== What is asked ==
Images are not part of the copy; write out the rest of the data exactly as given.

== Stored data ==
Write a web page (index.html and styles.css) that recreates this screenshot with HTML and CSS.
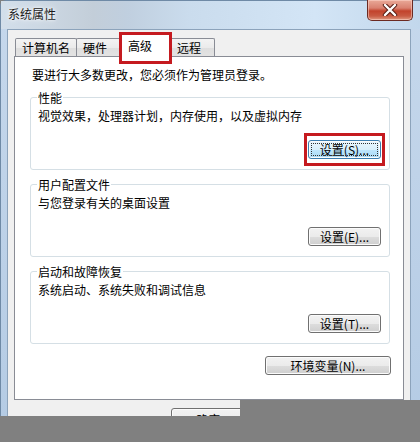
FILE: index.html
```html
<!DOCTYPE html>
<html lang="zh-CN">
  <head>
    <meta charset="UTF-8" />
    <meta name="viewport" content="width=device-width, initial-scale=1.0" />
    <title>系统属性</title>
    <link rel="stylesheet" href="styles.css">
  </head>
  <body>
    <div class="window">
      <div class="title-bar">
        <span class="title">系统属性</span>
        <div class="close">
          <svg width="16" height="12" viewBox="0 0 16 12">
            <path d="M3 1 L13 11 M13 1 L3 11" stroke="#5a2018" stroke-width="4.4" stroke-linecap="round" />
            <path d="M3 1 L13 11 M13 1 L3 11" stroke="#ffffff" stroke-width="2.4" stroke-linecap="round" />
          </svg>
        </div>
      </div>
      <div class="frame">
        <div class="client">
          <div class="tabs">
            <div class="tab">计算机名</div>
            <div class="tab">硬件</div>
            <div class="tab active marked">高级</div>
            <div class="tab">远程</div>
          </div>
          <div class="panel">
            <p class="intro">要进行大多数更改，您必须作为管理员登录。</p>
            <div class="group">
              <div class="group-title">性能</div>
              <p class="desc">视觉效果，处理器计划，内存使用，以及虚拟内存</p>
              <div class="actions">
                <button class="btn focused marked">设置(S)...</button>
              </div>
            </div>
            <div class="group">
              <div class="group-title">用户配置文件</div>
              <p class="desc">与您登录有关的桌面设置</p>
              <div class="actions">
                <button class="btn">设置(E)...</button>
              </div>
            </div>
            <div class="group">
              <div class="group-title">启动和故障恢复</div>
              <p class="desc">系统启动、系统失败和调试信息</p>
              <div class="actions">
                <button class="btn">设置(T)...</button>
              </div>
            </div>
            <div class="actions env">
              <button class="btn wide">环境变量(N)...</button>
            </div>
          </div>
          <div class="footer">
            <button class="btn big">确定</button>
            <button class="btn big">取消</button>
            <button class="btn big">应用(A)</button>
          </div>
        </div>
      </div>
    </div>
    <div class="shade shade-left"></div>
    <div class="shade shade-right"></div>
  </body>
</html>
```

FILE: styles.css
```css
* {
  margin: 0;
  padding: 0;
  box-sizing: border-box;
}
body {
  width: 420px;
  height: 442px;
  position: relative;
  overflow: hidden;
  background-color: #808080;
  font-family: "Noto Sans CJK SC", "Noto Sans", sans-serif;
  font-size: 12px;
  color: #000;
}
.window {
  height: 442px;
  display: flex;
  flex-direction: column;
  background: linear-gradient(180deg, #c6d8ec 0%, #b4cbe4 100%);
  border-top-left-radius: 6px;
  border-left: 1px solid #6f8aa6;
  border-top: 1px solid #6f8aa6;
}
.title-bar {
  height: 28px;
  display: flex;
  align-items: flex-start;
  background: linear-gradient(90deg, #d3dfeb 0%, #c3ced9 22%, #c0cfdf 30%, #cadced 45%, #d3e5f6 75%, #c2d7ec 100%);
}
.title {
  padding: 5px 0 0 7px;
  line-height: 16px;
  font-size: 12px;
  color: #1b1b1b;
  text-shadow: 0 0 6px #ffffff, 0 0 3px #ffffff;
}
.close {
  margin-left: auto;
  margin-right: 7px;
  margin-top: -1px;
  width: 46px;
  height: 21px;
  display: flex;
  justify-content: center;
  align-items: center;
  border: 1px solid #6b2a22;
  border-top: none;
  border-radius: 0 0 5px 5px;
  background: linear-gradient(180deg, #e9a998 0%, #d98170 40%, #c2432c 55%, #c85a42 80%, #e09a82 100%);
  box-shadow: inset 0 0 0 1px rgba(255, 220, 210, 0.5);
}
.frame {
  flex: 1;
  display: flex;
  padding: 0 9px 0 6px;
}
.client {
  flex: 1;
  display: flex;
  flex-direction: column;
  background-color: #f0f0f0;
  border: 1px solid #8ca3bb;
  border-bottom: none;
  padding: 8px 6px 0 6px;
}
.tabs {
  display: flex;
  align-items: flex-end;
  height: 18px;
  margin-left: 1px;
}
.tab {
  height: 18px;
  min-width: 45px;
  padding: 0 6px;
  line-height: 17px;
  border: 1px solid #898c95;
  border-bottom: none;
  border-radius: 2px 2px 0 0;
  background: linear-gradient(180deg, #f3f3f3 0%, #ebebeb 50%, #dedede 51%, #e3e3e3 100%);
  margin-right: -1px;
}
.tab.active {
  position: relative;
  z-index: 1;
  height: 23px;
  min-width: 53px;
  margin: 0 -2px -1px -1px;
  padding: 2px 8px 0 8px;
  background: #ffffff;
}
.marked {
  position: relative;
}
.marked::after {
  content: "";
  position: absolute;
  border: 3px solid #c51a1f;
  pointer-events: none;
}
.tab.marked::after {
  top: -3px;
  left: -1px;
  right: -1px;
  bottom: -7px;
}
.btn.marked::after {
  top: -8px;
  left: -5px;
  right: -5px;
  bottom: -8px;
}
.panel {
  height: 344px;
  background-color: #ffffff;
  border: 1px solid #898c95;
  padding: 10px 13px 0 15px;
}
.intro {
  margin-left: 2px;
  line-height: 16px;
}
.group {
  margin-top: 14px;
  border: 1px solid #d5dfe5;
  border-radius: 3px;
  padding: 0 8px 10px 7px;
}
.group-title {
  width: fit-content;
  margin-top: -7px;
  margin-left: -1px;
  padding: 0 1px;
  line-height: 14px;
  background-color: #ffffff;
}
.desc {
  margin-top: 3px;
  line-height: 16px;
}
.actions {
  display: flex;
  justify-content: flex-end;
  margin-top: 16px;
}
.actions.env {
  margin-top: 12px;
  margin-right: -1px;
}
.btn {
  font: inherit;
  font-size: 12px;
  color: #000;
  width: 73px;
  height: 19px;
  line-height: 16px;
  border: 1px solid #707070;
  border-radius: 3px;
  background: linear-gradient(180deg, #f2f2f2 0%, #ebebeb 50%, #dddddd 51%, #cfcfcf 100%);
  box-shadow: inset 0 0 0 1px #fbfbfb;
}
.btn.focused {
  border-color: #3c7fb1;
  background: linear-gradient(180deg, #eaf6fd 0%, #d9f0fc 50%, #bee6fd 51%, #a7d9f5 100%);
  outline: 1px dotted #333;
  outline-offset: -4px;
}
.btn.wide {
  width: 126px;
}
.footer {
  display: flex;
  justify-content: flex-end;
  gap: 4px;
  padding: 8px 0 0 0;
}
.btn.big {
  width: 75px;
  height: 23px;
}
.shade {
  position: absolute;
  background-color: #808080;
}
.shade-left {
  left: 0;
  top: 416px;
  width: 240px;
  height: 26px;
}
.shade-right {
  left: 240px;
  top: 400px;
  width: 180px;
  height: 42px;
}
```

== Response to the exercise ==
Write a web page (index.html and styles.css) that recreates this screenshot with HTML and CSS.
FILE: index.html
```html
<!DOCTYPE html>
<html lang="zh-CN">
  <head>
    <meta charset="UTF-8" />
    <meta name="viewport" content="width=device-width, initial-scale=1.0" />
    <title>系统属性</title>
    <link rel="stylesheet" href="styles.css">
  </head>
  <body>
    <div class="window">
      <div class="title-bar">
        <span class="title">系统属性</span>
        <div class="close">
          <svg width="16" height="12" viewBox="0 0 16 12">
            <path d="M3 1 L13 11 M13 1 L3 11" stroke="#5a2018" stroke-width="4.4" stroke-linecap="round" />
            <path d="M3 1 L13 11 M13 1 L3 11" stroke="#ffffff" stroke-width="2.4" stroke-linecap="round" />
          </svg>
        </div>
      </div>
      <div class="frame">
        <div class="client">
          <div class="tabs">
            <div class="tab">计算机名</div>
            <div class="tab">硬件</div>
            <div class="tab active marked">高级</div>
            <div class="tab">远程</div>
          </div>
          <div class="panel">
            <p class="intro">要进行大多数更改，您必须作为管理员登录。</p>
            <div class="group">
              <div class="group-title">性能</div>
              <p class="desc">视觉效果，处理器计划，内存使用，以及虚拟内存</p>
              <div class="actions">
                <button class="btn focused marked">设置(S)...</button>
              </div>
            </div>
            <div class="group">
              <div class="group-title">用户配置文件</div>
              <p class="desc">与您登录有关的桌面设置</p>
              <div class="actions">
                <button class="btn">设置(E)...</button>
              </div>
            </div>
            <div class="group">
              <div class="group-title">启动和故障恢复</div>
              <p class="desc">系统启动、系统失败和调试信息</p>
              <div class="actions">
                <button class="btn">设置(T)...</button>
              </div>
            </div>
            <div class="actions env">
              <button class="btn wide">环境变量(N)...</button>
            </div>
          </div>
          <div class="footer">
            <button class="btn big">确定</button>
            <button class="btn big">取消</button>
            <button class="btn big">应用(A)</button>
          </div>
        </div>
      </div>
    </div>
    <div class="shade shade-left"></div>
    <div class="shade shade-right"></div>
  </body>
</html>
```

FILE: styles.css
```css
* {
  margin: 0;
  padding: 0;
  box-sizing: border-box;
}
body {
  width: 420px;
  height: 442px;
  position: relative;
  overflow: hidden;
  background-color: #808080;
  font-family: "Noto Sans CJK SC", "Noto Sans", sans-serif;
  font-size: 12px;
  color: #000;
}
.window {
  height: 442px;
  display: flex;
  flex-direction: column;
  background: linear-gradient(180deg, #c6d8ec 0%, #b4cbe4 100%);
  border-top-left-radius: 6px;
  border-left: 1px solid #6f8aa6;
  border-top: 1px solid #6f8aa6;
}
.title-bar {
  height: 28px;
  display: flex;
  align-items: flex-start;
  background: linear-gradient(90deg, #d3dfeb 0%, #c3ced9 22%, #c0cfdf 30%, #cadced 45%, #d3e5f6 75%, #c2d7ec 100%);
}
.title {
  padding: 5px 0 0 7px;
  line-height: 16px;
  font-size: 12px;
  color: #1b1b1b;
  text-shadow: 0 0 6px #ffffff, 0 0 3px #ffffff;
}
.close {
  margin-left: auto;
  margin-right: 7px;
  margin-top: -1px;
  width: 46px;
  height: 21px;
  display: flex;
  justify-content: center;
  align-items: center;
  border: 1px solid #6b2a22;
  border-top: none;
  border-radius: 0 0 5px 5px;
  background: linear-gradient(180deg, #e9a998 0%, #d98170 40%, #c2432c 55%, #c85a42 80%, #e09a82 100%);
  box-shadow: inset 0 0 0 1px rgba(255, 220, 210, 0.5);
}
.frame {
  flex: 1;
  display: flex;
  padding: 0 9px 0 6px;
}
.client {
  flex: 1;
  display: flex;
  flex-direction: column;
  background-color: #f0f0f0;
  border: 1px solid #8ca3bb;
  border-bottom: none;
  padding: 8px 6px 0 6px;
}
.tabs {
  display: flex;
  align-items: flex-end;
  height: 18px;
  margin-left: 1px;
}
.tab {
  height: 18px;
  min-width: 45px;
  padding: 0 6px;
  line-height: 17px;
  border: 1px solid #898c95;
  border-bottom: none;
  border-radius: 2px 2px 0 0;
  background: linear-gradient(180deg, #f3f3f3 0%, #ebebeb 50%, #dedede 51%, #e3e3e3 100%);
  margin-right: -1px;
}
.tab.active {
  position: relative;
  z-index: 1;
  height: 23px;
  min-width: 53px;
  margin: 0 -2px -1px -1px;
  padding: 2px 8px 0 8px;
  background: #ffffff;
}
.marked {
  position: relative;
}
.marked::after {
  content: "";
  position: absolute;
  border: 3px solid #c51a1f;
  pointer-events: none;
}
.tab.marked::after {
  top: -3px;
  left: -1px;
  right: -1px;
  bottom: -7px;
}
.btn.marked::after {
  top: -8px;
  left: -5px;
  right: -5px;
  bottom: -8px;
}
.panel {
  height: 344px;
  background-color: #ffffff;
  border: 1px solid #898c95;
  padding: 10px 13px 0 15px;
}
.intro {
  margin-left: 2px;
  line-height: 16px;
}
.group {
  margin-top: 14px;
  border: 1px solid #d5dfe5;
  border-radius: 3px;
  padding: 0 8px 10px 7px;
}
.group-title {
  width: fit-content;
  margin-top: -7px;
  margin-left: -1px;
  padding: 0 1px;
  line-height: 14px;
  background-color: #ffffff;
}
.desc {
  margin-top: 3px;
  line-height: 16px;
}
.actions {
  display: flex;
  justify-content: flex-end;
  margin-top: 16px;
}
.actions.env {
  margin-top: 12px;
  margin-right: -1px;
}
.btn {
  font: inherit;
  font-size: 12px;
  color: #000;
  width: 73px;
  height: 19px;
  line-height: 16px;
  border: 1px solid #707070;
  border-radius: 3px;
  background: linear-gradient(180deg, #f2f2f2 0%, #ebebeb 50%, #dddddd 51%, #cfcfcf 100%);
  box-shadow: inset 0 0 0 1px #fbfbfb;
}
.btn.focused {
  border-color: #3c7fb1;
  background: linear-gradient(180deg, #eaf6fd 0%, #d9f0fc 50%, #bee6fd 51%, #a7d9f5 100%);
  outline: 1px dotted #333;
  outline-offset: -4px;
}
.btn.wide {
  width: 126px;
}
.footer {
  display: flex;
  justify-content: flex-end;
  gap: 4px;
  padding: 8px 0 0 0;
}
.btn.big {
  width: 75px;
  height: 23px;
}
.shade {
  position: absolute;
  background-color: #808080;
}
.shade-left {
  left: 0;
  top: 416px;
  width: 240px;
  height: 26px;
}
.shade-right {
  left: 240px;
  top: 400px;
  width: 180px;
  height: 42px;
}
```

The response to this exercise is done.